We were careful to align the HS with the fuselage, measuring from the tips to the same rivet position on each side.  Then, drill and bolt.


It was necessary to trim the rear outboard skins of the HS to allow clearance for the elevator balance arms.  The elevators were temporarily attached.  Then the elevator control arms were drilled for a center pivot and the push/pull control rod connections.


The vertical stabilizer was mounted with it’s tip to elevator tip distance exactly 62 1/4 inches on both sides.

Elevator travel was measured as 25 deg. up and 27 deg. down.  Later, after adding stops and adjustment the final measurement was 28 deg. up and 21 deg. down.
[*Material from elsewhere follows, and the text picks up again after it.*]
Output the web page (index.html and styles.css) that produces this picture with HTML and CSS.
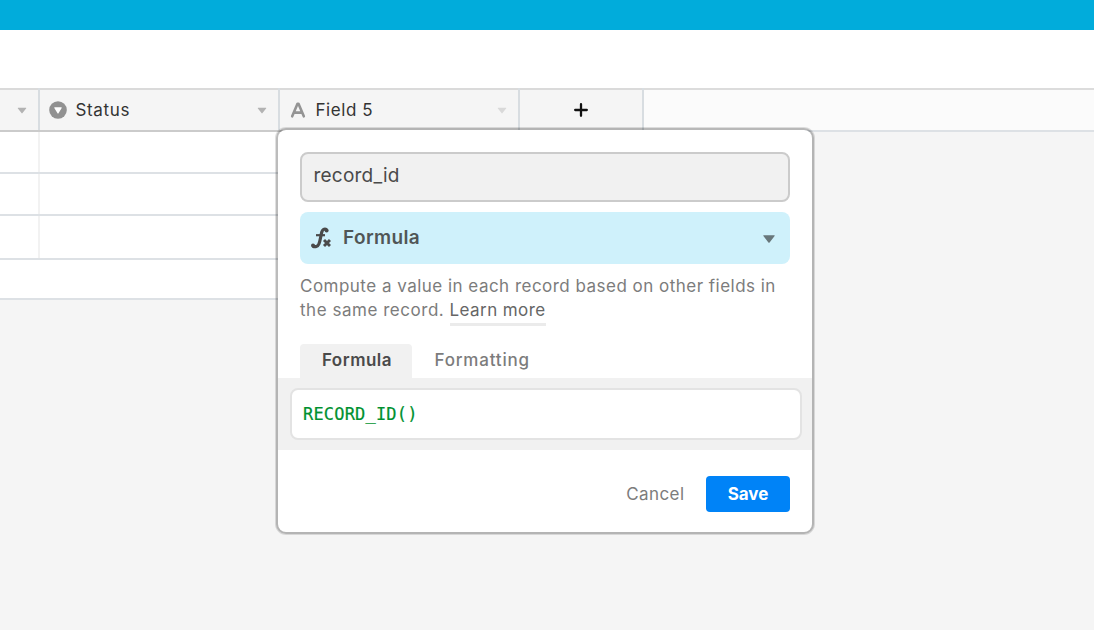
FILE: index.html
```html
<!DOCTYPE html>
<html lang="en">
<head>
<meta charset="utf-8">
<title>Formula field</title>
<link rel="stylesheet" href="styles.css">
</head>
<body>
<div class="app">
  <div class="topbar"></div>
  <div class="toolbar"></div>
  <div class="header">
    <div class="columns">
      <div class="col col-cut"><svg class="caret" width="10" height="7" viewBox="0 0 10 7"><path d="M1.2.7h7.6c.4 0 .6.4.3.8L5.5 6.1a.6.6 0 0 1-1 0L.9 1.5C.6 1.100.8.7 1.2.7z"/></svg></div>
      <div class="col">
        <svg class="icon" width="18" height="18" viewBox="0 0 18 18"><circle cx="9" cy="9" r="8.800" fill="#919191"/><path d="M5.700 6.300h6.600c.4 0 .6.400.4.700L9.500 12.300a.6.6 0 0 1-1 0L5.300 7c-.2-.3 0-.7.4-.7z" fill="#fff"/></svg>
        <span class="label status">Status</span>
        <svg class="caret" width="10" height="7" viewBox="0 0 10 7"><path d="M1.2.7h7.6c.4 0 .6.4.3.8L5.5 6.1a.6.6 0 0 1-1 0L.9 1.5C.6 1.100.8.7 1.2.7z"/></svg>
      </div>
      <div class="col">
        <svg class="icon" width="18" height="18" viewBox="0 0 18 18"><path d="M3.200 15.300L8.500 2.700h1L14.800 15.300M5 11.600h8" fill="none" stroke="#949494" stroke-width="2.600" stroke-linecap="round" stroke-linejoin="round"/></svg>
        <span class="label field">Field 5</span>
        <svg class="caret faint" width="10" height="7" viewBox="0 0 10 7"><path d="M1.2.7h7.6c.4 0 .6.4.3.8L5.5 6.1a.6.6 0 0 1-1 0L.9 1.5C.6 1.100.8.7 1.2.7z"/></svg>
      </div>
      <div class="col col-add"><svg width="14" height="14" viewBox="0 0 14 14"><path d="M7 1.200v11.600M1.200 7h11.600" stroke="#111" stroke-width="2.300" stroke-linecap="round"/></svg></div>
    </div>
  </div>
  <div class="rows">
    <div class="row"></div>
    <div class="row"></div>
    <div class="row row-tall"></div>
    <div class="row row-new"></div>
  </div>
  <div class="dialog">
    <div class="top">
      <div class="name">record_id</div>
      <div class="type">
        <svg class="fx" width="20" height="22" viewBox="0 0 20 22"><path d="M15.800 2.600C13.300 1.300 11.500 2.500 10.800 5 9.800 8.500 9.300 13.600 7.900 17c-1 2.600-3.900 3.300-6.100 2" fill="none" stroke="#4a4a4a" stroke-width="3.200"/><circle cx="15.600" cy="3.500" r="2"/><circle cx="2" cy="18.500" r="2"/><path d="M5 8.200h9" fill="none" stroke="#4a4a4a" stroke-width="2.200"/><path d="M13 13l6 6M19 13l-6 6" fill="none" stroke="#4a4a4a" stroke-width="2.900"/></svg>
        <span class="type-label">Formula</span>
        <svg class="type-caret" width="12" height="8" viewBox="0 0 12 8"><path d="M.8.2h10.400c.6 0 .8.500.4.900L6.600 7.500a.8.8 0 0 1-1.200 0L.4 1.100C0 .7.2.2.8.2z"/></svg>
      </div>
      <div class="desc"><span class="line1">Compute a value in each record based on other fields in</span><br><span class="line2">the same record. </span><span class="more">Learn more</span></div>
      <div class="tabs"><div class="tab active">Formula</div><div class="tab other">Formatting</div></div>
    </div>
    <div class="editor"><div class="code">RECORD_ID()</div></div>
    <div class="actions"><span class="cancel">Cancel</span><div class="save"><span>Save</span></div></div>
  </div>
</div>
</body>
</html>
```
FILE: styles.css
```css
* { box-sizing: border-box; }
body { margin: 0; font-family: Inter, "Liberation Sans", sans-serif; }
svg { display: block; flex: none; }
.app { position: relative; width: 1094px; height: 630px; overflow: hidden; background: #f5f5f5; }
.topbar { height: 30px; background: #01acdb; }
.toolbar { height: 58px; background: #fff; }
.header { height: 44px; border-bottom: 2px solid #dde1e5; background: #fbfbfb; box-shadow: inset 0 2px #dcdcdc; }
.columns { display: flex; width: 644px; height: 44px; background: #f5f5f5; border-bottom: 2px solid #cbcbcb; box-shadow: inset 0 2px #dadada; }
.col { display: flex; align-items: center; width: 240px; padding: 2px 11px 0 9px; border-right: 2px solid #d8dde1; }
.col-cut { width: 40px; justify-content: flex-end; }
.col-add { width: 124px; justify-content: center; padding: 2px 0 0; }
.icon { margin-right: 8.5px; }
.label { font-size: 17px; line-height: 24px; color: #333; white-space: nowrap; }
.caret { margin-left: auto; fill: #b3b3b3; }
.faint { fill: #d9d9d9; }
.status { letter-spacing: .65px; }
.field { letter-spacing: .55px; }
.rows { width: 300px; background: #fff; }
.row { height: 42px; border-bottom: 2px solid #dde1e5; background: linear-gradient(#f2f2f2, #f2f2f2) 38px 0 / 2px 100% no-repeat; }
.row-tall { height: 44px; }
.row-new { height: 40px; background: none; }
.dialog { position: absolute; left: 278px; top: 130px; width: 534px; height: 402px; border-radius: 8px; background: #fff; box-shadow: 0 0 0 2px rgba(0,0,0,.16), 0 0 0 3px rgba(0,0,0,.12); }
.top { height: 248px; padding: 22px 22px 0; }
.name { height: 50px; border: 2px solid #cbcbcb; border-radius: 8px; background: #f1f1f1; padding: 10px 11.5px; font-size: 19px; line-height: 24px; color: #4a4a4a; letter-spacing: .22px; }
.type { display: flex; align-items: center; height: 52px; margin-top: 10px; padding: 0 15px 0 11px; border-radius: 8px; background: #cff1fb; }
.fx { fill: #4a4a4a; margin-right: 12px; }
.type-label { margin-bottom: 2px; font-size: 19px; font-weight: 600; color: #505656; letter-spacing: .38px; }
.type-caret { margin: 2px 0 0 auto; fill: #68777b; }
.desc { margin-top: 10px; height: 58px; font-size: 17px; line-height: 24px; color: #7c7c7c; white-space: pre; }
.line1 { letter-spacing: .48px; }
.line2 { letter-spacing: .53px; }
.more { display: inline-block; height: 28px; line-height: 24px; border-bottom: 3px solid #ebebeb; color: #666; letter-spacing: .42px; }
.tabs { display: flex; margin-top: 12px; font-size: 17px; line-height: 32px; font-weight: 500; }
.tab { height: 34px; white-space: nowrap; }
.active { width: 112px; padding-left: 2px; text-align: center; background: #f1f1f1; border-radius: 4px 4px 0 0; color: #4a4a4a; font-weight: 600; letter-spacing: .5px; }
.other { margin-left: 22.5px; color: #7c7c7c; letter-spacing: .8px; }
.editor { height: 72px; padding: 10px 10px 10px 12px; background: #f1f1f1; }
.code { height: 52px; border: 2px solid #e3e3e3; border-radius: 8px; background: #fff; padding: 12px 11px; font: 17px/24px "DejaVu Sans Mono", monospace; letter-spacing: .18px; color: #009130; -webkit-text-stroke: .2px #009130; }
.actions { display: flex; align-items: center; justify-content: flex-end; height: 82px; padding: 6px 22px 0 0; font-size: 17px; }
.cancel { color: #7c7c7c; letter-spacing: .4px; margin-right: 21.6px; }
.save { width: 84px; height: 36px; line-height: 36px; border-radius: 4px; background: #0083f7; color: #fff; font-weight: 700; text-align: center; }
```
When the rudder was installed with stops, it’s swing was set to exactly 35 deg. right and left.

May 27, 2016

Van’s plans call for trimming of the lead counterbalance weights that are installed in each elevator balance arm.  Our band-saw wouldn’t do it so I jury rigged a clamp and hand saw.  ~10.6 ounces of lead was removed.


The Right elevator balanced OK per Vans criteria, slightly elevator nose heavy.  Addition of the electric pitch trim servo overbalanced the left elevator tail heavy.  More weight ~2 oz. was put back into the left balance arm.


The above photo shows the pink slab foam, 0.17 lead shot pellets and a portion of the large lead weight epoxied into the left elevator balance arm.


After an initial layer of epoxy, both arms were leveled to the top of the aluminum with a micro-bead epoxy paste, and then sanded smooth.


As received, the Vans fiberglass tips did not align well.  These photos show how much epoxy/micro mix was added to the HS tip.  The pen lines outline the rudder area next to receive micro.

The rudder was held in alignment with the wired wood strips.  NOTE the VS tip is screwed to nutplates in the fiberglass tip while the rudder tip is pop-riveted.  This is to accommodate a vertical stabilizer taxi guidance camera in this conventional gear aircraft at some time in the future.

While installing the rudder lower fiberglass tip, I also installed an AeroLEDs strobe tail light.  The strobe driver is fully contained in the tail light.  It will later be wired to synchronize with the wing strobes.